» **Task**
From the entries below, copy every line that holds the word "index".

» **Rows from a dataset of pages and code**
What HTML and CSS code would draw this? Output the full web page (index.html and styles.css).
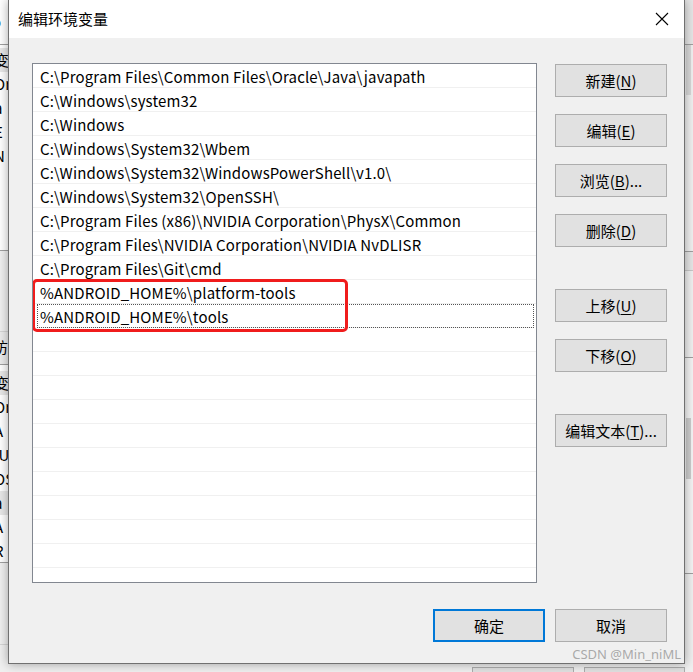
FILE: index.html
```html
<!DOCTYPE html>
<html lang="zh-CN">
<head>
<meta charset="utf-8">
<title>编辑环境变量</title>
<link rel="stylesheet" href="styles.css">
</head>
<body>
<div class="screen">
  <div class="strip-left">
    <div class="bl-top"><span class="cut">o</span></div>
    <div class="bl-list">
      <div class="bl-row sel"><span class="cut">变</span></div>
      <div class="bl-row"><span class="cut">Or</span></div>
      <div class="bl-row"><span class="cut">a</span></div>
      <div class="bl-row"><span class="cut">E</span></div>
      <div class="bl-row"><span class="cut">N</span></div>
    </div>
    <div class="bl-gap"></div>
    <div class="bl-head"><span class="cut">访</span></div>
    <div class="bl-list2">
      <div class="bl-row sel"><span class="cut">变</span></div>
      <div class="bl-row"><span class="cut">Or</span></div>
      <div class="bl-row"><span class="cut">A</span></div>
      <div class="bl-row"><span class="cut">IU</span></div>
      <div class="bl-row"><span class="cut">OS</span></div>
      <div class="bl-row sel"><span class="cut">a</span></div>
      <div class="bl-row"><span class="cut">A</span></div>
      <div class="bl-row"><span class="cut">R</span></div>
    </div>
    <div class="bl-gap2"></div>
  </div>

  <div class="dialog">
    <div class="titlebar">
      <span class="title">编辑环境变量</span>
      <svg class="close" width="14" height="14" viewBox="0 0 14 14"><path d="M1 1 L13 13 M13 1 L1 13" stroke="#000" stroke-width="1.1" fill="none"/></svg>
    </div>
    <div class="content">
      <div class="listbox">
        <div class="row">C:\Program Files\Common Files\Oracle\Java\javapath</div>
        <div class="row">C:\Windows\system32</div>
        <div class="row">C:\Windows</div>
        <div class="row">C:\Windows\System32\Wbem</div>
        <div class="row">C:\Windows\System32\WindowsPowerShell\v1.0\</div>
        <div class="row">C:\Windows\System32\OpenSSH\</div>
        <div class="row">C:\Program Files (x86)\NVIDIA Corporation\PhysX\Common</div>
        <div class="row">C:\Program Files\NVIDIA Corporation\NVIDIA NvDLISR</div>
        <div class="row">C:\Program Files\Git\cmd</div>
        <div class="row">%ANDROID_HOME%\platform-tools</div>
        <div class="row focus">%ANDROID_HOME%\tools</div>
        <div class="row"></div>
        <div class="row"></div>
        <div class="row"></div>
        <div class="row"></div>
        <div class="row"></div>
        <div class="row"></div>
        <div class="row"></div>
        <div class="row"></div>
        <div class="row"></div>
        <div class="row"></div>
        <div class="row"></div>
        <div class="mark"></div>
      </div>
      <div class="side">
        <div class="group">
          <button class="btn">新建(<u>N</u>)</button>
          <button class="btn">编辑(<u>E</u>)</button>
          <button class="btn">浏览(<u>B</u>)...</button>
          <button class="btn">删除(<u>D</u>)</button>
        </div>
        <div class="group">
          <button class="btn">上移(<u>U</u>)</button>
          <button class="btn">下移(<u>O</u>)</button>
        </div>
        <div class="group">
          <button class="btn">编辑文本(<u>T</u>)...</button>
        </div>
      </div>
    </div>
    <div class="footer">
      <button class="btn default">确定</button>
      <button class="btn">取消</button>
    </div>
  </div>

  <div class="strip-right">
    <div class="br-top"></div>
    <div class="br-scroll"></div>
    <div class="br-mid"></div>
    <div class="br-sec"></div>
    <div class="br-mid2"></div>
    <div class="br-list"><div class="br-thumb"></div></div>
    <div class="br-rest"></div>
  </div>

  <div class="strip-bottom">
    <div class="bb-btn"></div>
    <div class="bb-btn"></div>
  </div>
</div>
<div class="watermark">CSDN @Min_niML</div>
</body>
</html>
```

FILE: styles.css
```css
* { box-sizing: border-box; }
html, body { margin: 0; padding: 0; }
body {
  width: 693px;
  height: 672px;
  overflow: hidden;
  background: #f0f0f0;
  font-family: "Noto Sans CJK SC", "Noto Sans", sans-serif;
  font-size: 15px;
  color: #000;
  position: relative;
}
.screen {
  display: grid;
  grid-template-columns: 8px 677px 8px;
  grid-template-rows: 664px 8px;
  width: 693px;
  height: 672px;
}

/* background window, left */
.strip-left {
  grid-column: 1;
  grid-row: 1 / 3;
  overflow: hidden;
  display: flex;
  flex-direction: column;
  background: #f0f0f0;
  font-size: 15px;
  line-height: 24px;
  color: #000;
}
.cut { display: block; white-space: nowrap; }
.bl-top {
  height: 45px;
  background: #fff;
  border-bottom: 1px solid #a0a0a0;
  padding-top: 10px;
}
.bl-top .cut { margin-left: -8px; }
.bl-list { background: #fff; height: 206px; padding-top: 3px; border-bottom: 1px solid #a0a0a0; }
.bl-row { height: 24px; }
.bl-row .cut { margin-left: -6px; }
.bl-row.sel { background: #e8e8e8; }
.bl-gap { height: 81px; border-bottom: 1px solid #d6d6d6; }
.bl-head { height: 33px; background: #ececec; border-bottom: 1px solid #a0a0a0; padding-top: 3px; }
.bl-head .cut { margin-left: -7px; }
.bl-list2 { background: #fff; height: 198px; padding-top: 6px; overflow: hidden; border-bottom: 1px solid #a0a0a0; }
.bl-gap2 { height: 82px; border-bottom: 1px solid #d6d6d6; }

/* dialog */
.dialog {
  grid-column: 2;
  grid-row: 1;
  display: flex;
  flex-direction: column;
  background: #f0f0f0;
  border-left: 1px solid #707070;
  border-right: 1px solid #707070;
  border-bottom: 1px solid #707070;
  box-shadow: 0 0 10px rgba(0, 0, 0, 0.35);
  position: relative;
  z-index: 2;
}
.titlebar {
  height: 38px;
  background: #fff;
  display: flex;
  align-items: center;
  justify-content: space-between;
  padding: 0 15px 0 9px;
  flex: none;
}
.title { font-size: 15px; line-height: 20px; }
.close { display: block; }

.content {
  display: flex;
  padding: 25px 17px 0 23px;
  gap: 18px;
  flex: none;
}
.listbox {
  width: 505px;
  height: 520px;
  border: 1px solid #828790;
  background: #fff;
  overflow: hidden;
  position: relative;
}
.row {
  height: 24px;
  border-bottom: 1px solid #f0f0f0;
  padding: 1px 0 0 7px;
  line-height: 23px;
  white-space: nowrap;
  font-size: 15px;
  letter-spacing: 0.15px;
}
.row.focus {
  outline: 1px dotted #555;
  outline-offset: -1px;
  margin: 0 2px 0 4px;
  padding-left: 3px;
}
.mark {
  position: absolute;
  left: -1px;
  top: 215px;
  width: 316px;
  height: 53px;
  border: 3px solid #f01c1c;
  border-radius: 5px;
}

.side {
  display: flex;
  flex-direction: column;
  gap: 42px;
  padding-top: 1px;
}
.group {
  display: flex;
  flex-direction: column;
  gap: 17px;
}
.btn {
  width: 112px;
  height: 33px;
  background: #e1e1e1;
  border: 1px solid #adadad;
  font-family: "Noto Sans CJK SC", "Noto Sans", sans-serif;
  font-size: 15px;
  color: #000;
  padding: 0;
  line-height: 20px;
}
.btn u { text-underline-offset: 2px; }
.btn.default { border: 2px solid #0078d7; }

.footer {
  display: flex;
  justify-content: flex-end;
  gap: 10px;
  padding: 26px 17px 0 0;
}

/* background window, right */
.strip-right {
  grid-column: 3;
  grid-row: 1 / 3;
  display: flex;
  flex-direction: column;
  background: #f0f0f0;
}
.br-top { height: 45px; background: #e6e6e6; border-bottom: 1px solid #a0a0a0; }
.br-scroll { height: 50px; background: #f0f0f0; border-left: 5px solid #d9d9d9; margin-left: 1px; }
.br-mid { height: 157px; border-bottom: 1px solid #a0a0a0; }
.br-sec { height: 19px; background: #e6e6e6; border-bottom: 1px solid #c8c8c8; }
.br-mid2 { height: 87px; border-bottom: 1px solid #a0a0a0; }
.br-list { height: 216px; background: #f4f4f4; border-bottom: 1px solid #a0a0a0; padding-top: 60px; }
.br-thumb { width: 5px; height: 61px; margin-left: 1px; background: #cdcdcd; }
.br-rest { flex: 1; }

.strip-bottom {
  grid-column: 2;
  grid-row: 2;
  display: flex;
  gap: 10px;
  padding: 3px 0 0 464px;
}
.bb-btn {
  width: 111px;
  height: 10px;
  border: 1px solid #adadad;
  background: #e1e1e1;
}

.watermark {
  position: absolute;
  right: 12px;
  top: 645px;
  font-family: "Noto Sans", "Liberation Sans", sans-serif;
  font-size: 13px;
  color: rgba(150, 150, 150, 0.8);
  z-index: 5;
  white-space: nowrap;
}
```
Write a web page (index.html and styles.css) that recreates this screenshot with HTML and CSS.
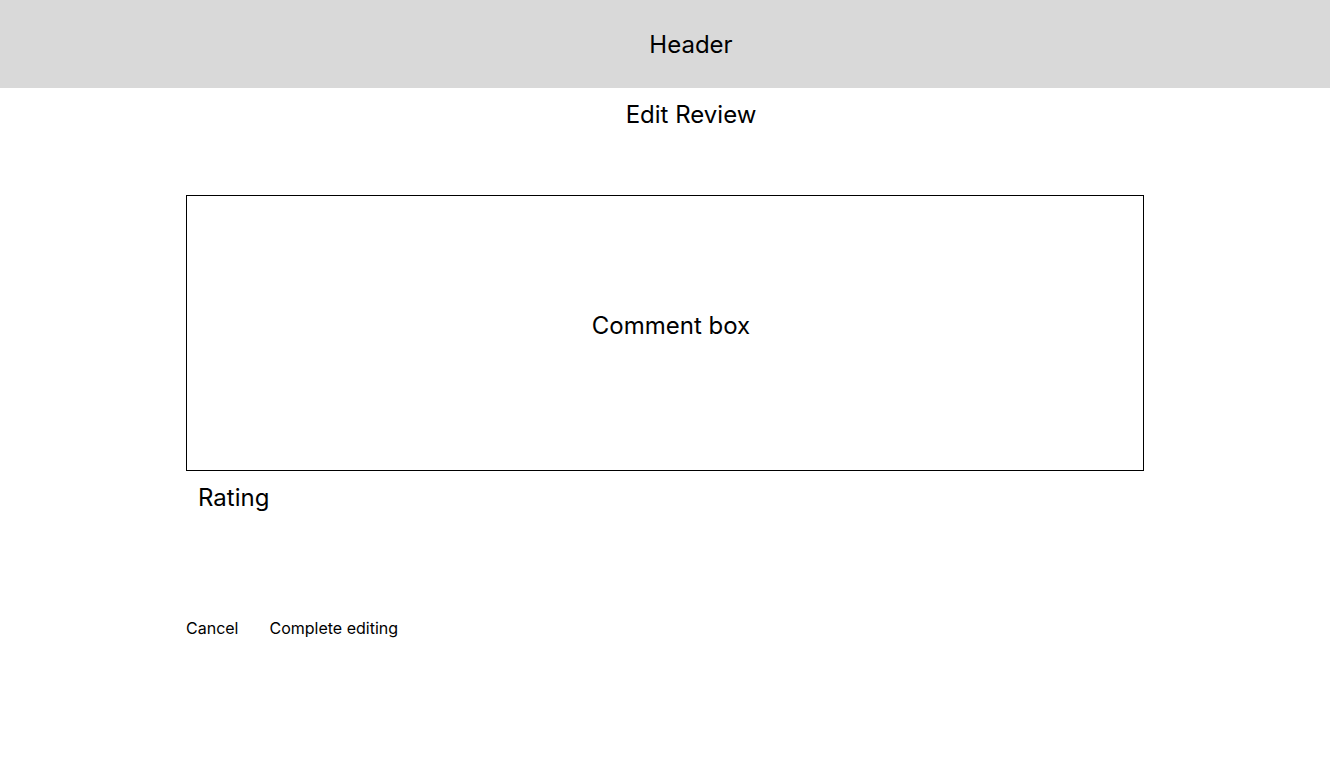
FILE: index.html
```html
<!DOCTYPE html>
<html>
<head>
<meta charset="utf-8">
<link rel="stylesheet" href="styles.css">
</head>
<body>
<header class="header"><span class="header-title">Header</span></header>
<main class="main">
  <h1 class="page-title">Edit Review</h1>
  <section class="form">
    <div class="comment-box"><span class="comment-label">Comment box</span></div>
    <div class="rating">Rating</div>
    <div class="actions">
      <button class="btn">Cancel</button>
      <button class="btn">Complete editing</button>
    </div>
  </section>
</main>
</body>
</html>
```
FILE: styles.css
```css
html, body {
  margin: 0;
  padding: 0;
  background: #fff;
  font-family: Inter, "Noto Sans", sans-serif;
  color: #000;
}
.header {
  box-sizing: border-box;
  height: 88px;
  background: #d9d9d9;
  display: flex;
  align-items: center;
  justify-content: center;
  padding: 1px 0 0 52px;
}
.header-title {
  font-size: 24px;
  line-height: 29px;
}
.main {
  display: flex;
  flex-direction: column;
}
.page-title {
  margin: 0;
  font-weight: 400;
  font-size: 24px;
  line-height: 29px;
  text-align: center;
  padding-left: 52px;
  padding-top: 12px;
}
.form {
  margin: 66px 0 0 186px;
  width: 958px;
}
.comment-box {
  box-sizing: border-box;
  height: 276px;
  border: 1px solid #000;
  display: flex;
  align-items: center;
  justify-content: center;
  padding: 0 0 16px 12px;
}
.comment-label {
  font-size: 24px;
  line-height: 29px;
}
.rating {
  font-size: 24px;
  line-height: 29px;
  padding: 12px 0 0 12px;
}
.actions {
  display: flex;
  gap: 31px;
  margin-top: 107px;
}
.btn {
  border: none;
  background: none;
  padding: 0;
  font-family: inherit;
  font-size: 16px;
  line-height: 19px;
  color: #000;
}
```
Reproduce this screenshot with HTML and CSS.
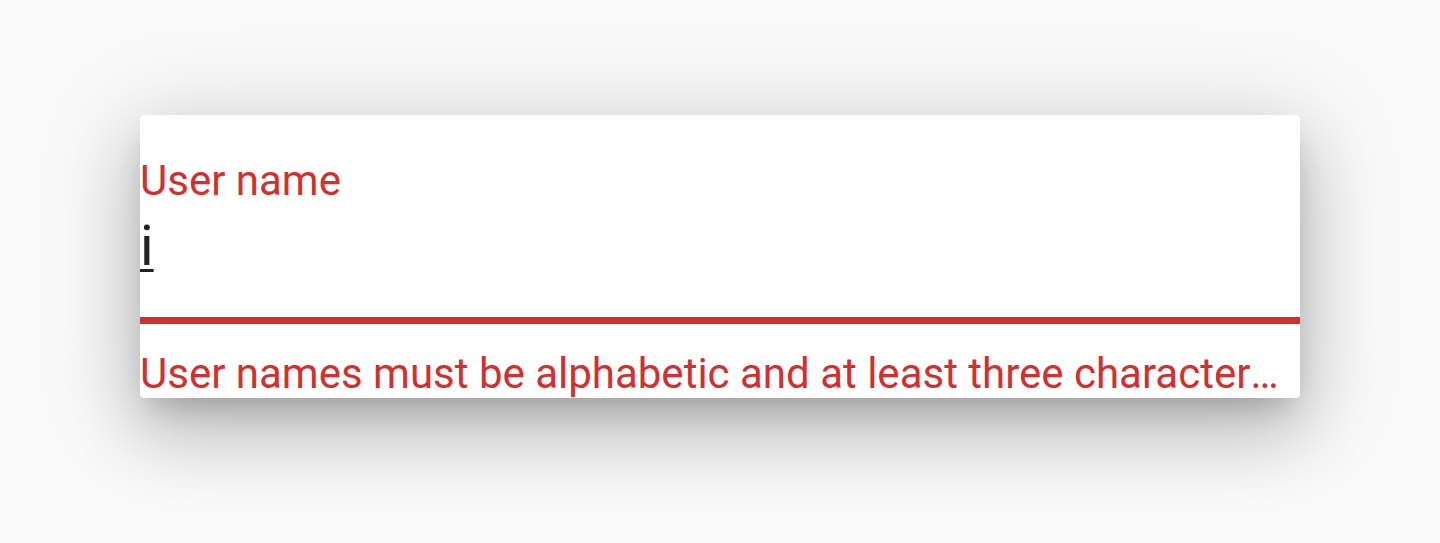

» **Full response**
What HTML and CSS code would draw this? Output the full web page (index.html and styles.css).
FILE: index.html
  z-index: 2;
  z-index: 5;
Write a web page (index.html and styles.css) that recreates this screenshot with HTML and CSS.
FILE: index.html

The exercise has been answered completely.